Postscript: Long-run or short-run elasticity?

If I exogenously increase the supply of X, the price of X will fall, more people will buy X and fewer other people will sell it, and the market will still clear. If the supply is much more sensitive than the demand to changes in price, then the price will drop until the supply has decreased by 1, offsetting the exogenous change. If the demand is much more sensitive to changes in price,  then the price will drop until the demand has increased by 1, meaning that total consumption of X increases by 1. In between we have intermediate outcomes. The elasticity of supply (resp. demand) measures this sensitivity: an elasticity of p means that a 1% increase in price results in a p% increase (resp. reduction) in supply (resp. demand).  If the supply elasticity is s and the demand elasticity is d, then the total change in consumption is [d / (s + d)].

But this description is very incomplete: when the price changes, the reaction of the market is spread out over time. In general, the supply of good X won’t react immediately to a change in price. In the short run it is often difficult to reallocate capital or people to a different purpose, while in the long run there is more flexibility. So if I look up numbers on the price and demand elasticity of goods, I will typically find different values for the short run and the long run.
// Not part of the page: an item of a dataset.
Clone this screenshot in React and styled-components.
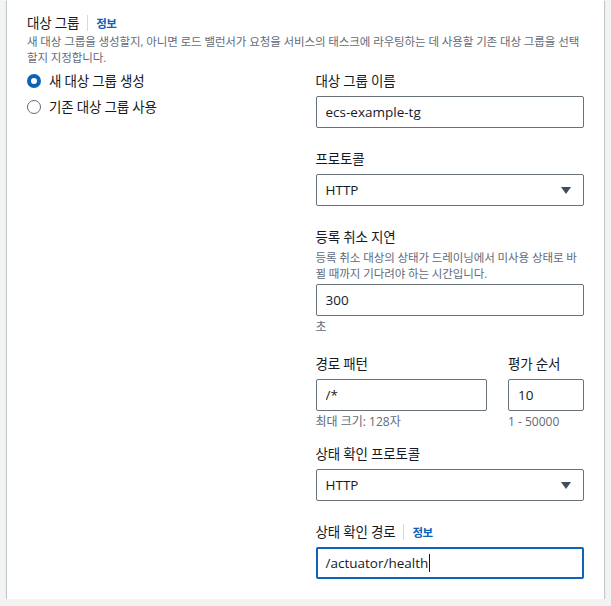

If I’m considering the long-term effect of a permanent change in the supply of good X, then (by definition) I care about the long run elasticities. But what if I’m considering the effect of a temporary boost in the supply of good X?

The above analysis suggests you should care about the long run elasticity, even if the change is temporary (at least if you mostly care about the long run). This is just because the effects of changes in supply are probably linear, and a temporary change is just a small fraction of long-term change. I implicitly appealed to this principle in my earlier post about replaceability.